Re: PKU usage improvements for threads

From: Dave Hansen
Date: Thu Aug 25 2022 - 10:37:31 EST


On 8/25/22 05:30, Stephen Röttger wrote:
>>> We were also thinking about if this should be a more generic feature instead of
>>> being tied to pkeys. I.e. the doc above has an alternative proposal to introduce
>>> something like a memory seal/unseal syscall.
>>> I was personally leaning towards using pkeys for this for a few reasons:
>>> * intuitively it would make sense to me to extend PKEY_DISABLE_ACCESS
>>> to also mean disable all changes to the memory, not just the data.
>> It would make some sense, but we can't do it with the existing
>> PKEY_DISABLE_ACCESS ABI. It would surely break existing users if they
>> couldn't munmap() memory that was PKEY_DISABLE_ACCESS.
> Our thought was that this could be opt-in with a prctl().

So, today, you have this:

foo = malloc(PAGE_SIZE);
pkey_mprotect(foo, PAGE_SIZE, READ|WRITE, pkey=1);
munmap(foo); // <-- works fine
mmap(hint=foo, ...); // now attacker controls &foo

Which is problematic. What you want instead is something like this:

prctl(PR_ARCH_NO_MUNMAP_ON_PKEY); // or whatever
foo = malloc(PAGE_SIZE);
pkey_mprotect(foo, PAGE_SIZE, READ|WRITE, pkey=1);
wrpkru(PKEY_DISABLE_ACCESS<<pkey*2);
munmap(foo); // returns -EPERM (or whatever)

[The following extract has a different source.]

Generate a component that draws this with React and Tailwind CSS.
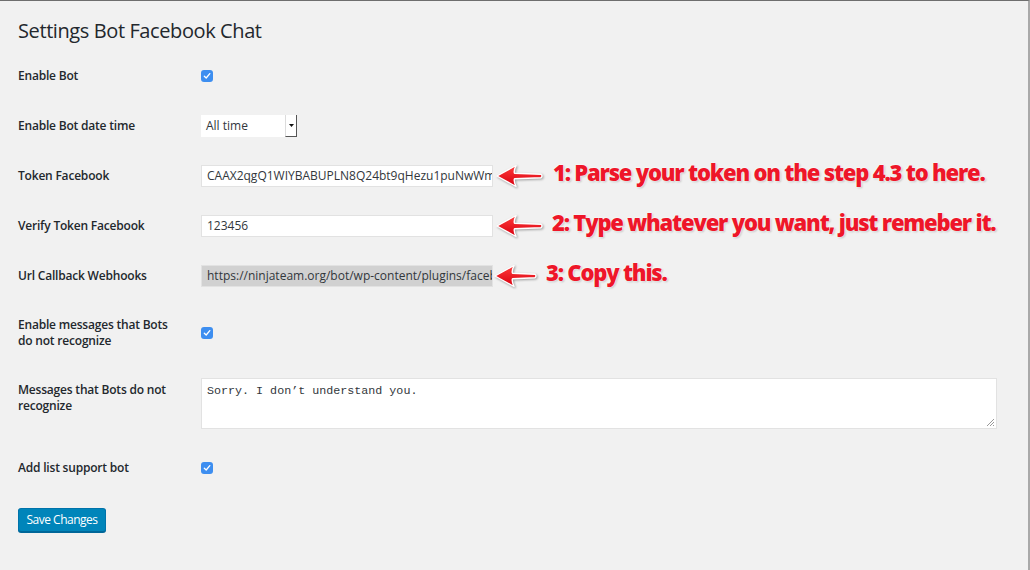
import React from 'react';

function Check() {
  return (
    <span className="w-[12px] h-[12px] rounded-[3px] bg-[#3d8ef0] flex items-center justify-center">
      <svg width="8" height="8" viewBox="0 0 8 8">
        <path d="M1.3 4.2 L3.2 6 L6.8 1.6" fill="none" stroke="#fff" strokeWidth="1.3" strokeLinecap="round" strokeLinejoin="round" />
      </svg>
    </span>
  );
}

function Arrow({ len = 46 }) {
  const w = len + 4;
  return (
    <svg width={w} height="26" viewBox={`0 0 ${w} 26`} className="shrink-0 drop-shadow-[1px_1px_1px_rgba(0,0,0,0.35)]">
      <defs>
        <linearGradient id="ag" x1="0" y1="0" x2="0" y2="1">
          <stop offset="0" stopColor="#ff3b3b" />
          <stop offset="1" stopColor="#d8000f" />
        </linearGradient>
      </defs>
      <path
        d={`M2 13 L21 2.5 Q18.5 8 19.5 10.2 L${len} 11.3 Q${len + 2} 13 ${len} 14.7 L19.5 15.8 Q18.5 18 21 23.5 Z`}
        fill="url(#ag)"
        stroke="#fff"
        strokeWidth="1.4"
        strokeLinejoin="round"
      />
    </svg>
  );
}

function Note({ children, len, gap, textGap }) {
  return (
    <div className={`flex items-center shrink-0 ${gap}`}>
      <Arrow len={len} />
      <span className={`${textGap} pb-[8px] text-[22px] leading-none font-extrabold tracking-[-1.2px] text-[#ee1629] whitespace-nowrap [text-shadow:0_0_2px_#fff,0_0_2px_#fff,1px_1px_2px_rgba(0,0,0,0.25)]`}>
        {children}
      </span>
    </div>
  );
}

const label = 'w-[183px] shrink-0 text-[12px] leading-[16px] font-semibold tracking-[-0.2px] text-[#23282d]';
const input = 'w-[292px] h-[22px] shrink-0 border border-[#e2e2e2] px-[5px] flex items-center text-[12px] text-[#32373c] overflow-hidden whitespace-nowrap';

export default function App() {
  return (
    <div className="w-[1030px] h-[570px] bg-[#f1f1f1] border-t border-t-[#6e6e6e] border-r-2 border-r-[#a9a9a9] font-['Open_Sans',sans-serif] overflow-hidden">
      <div className="pl-[18px]">
        <h1 className="mt-[15px] text-[20px] leading-[30px] tracking-[-0.4px] text-[#23282d] font-normal">Settings Bot Facebook Chat</h1>

        <div className="h-[50px] flex items-center mt-[5px]">
          <div className={label}>Enable Bot</div>
          <Check />
        </div>

        <div className="h-[50px] flex items-center">
          <div className={label}>Enable Bot date time</div>
          <div className="w-[96px] h-[22px] bg-white flex items-center text-[12px] text-[#32373c]">
            <span className="flex-1 pl-[5px]">All time</span>
            <span className="w-[12px] h-full border-l border-l-[#dcdcdc] border-r-[1.5px] border-b-[1.5px] border-r-[#555] border-b-[#555] flex items-center justify-center">
              <svg width="5" height="3" viewBox="0 0 5 3"><path d="M0 0 H5 L2.5 3 Z" fill="#111" /></svg>
            </span>
          </div>
        </div>

        <div className="h-[50px] flex items-center">
          <div className={label}>Token Facebook</div>
          <div className={`${input} bg-white`}>CAAX2qgQ1WIYBABUPLN8Q24bt9qHezu1puNwWmoZBZAw</div>
          <Note len={46} gap="ml-[2px]" textGap="ml-[8px]">1: Parse your token on the step 4.3 to here.</Note>
        </div>

        <div className="h-[50px] flex items-center">
          <div className={label}>Verify Token Facebook</div>
          <div className={`${input} bg-white`}>123456</div>
          <Note len={46} gap="ml-[2px]" textGap="ml-[7px]">2: Type whatever you want, just remeber it.</Note>
        </div>

        <div className="h-[50px] flex items-center">
          <div className={label}>Url Callback Webhooks</div>
          <div className={`${input} bg-[#d1d1d1] border-[#d1d1d1]`}>https://ninjateam.org/bot/wp-content/plugins/facebook-bot</div>
          <Note len={42} gap="ml-[0px]" textGap="ml-[7px]">3: Copy this.</Note>
        </div>

        <div className="h-[64px] flex items-center">
          <div className={label}>Enable messages that Bots<br />do not recognize</div>
          <Check />
        </div>

        <div className="flex items-start pt-[13px]">
          <div className={`${label} pt-[4px]`}>Messages that Bots do not<br />recognize</div>
          <div className="relative w-[796px] h-[51px] bg-white border border-[#e2e2e2] px-[5px] pt-[4px] font-['Liberation_Mono',monospace] text-[11.7px] leading-[16px] text-[#32373c]">
            Sorry. I don’t understand you.
            <svg width="9" height="9" viewBox="0 0 9 9" className="absolute right-[1px] bottom-[1px]">
              <path d="M8 1 L1 8 M8 4 L4 8 M8 7 L7 8" stroke="#9a9a9a" strokeWidth="1" />
            </svg>
          </div>
        </div>

        <div className="h-[50px] flex items-center mt-[14px]">
          <div className={label}>Add list support bot</div>
          <Check />
        </div>

        <button className="mt-[15px] w-[88px] h-[24px] rounded-[3px] bg-[#0085ba] border border-[#0073aa] border-b-[#006799] shadow-[0_1px_0_#006799] text-white text-[12px] tracking-[-0.5px] leading-none">
          Save Changes
        </button>
      </div>
    </div>
  );
}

Which requires the kernel to check when it's modifying a VMA (like the
munmap() above) to see if PKRU _currently_ permits access to the VMA's
contents. If not, the kernel should refuse to modify the VMA.

Like I said, I don't think this is _insane_, but I can see it breaking
perfectly innocent things. For instance, an app that today does a
free() if pkey-assigned memory might work perfectly fine for a long time
since that memory is rarely unmapped. But, the minute that malloc()
decides it needs to zap the memory, *malloc()* will fail.

I also wonder how far these semantics would go. Would madvise() work on
these access-denied VMAs?

My gut says that we don't want to mix up pkey semantics with this new
mechanism.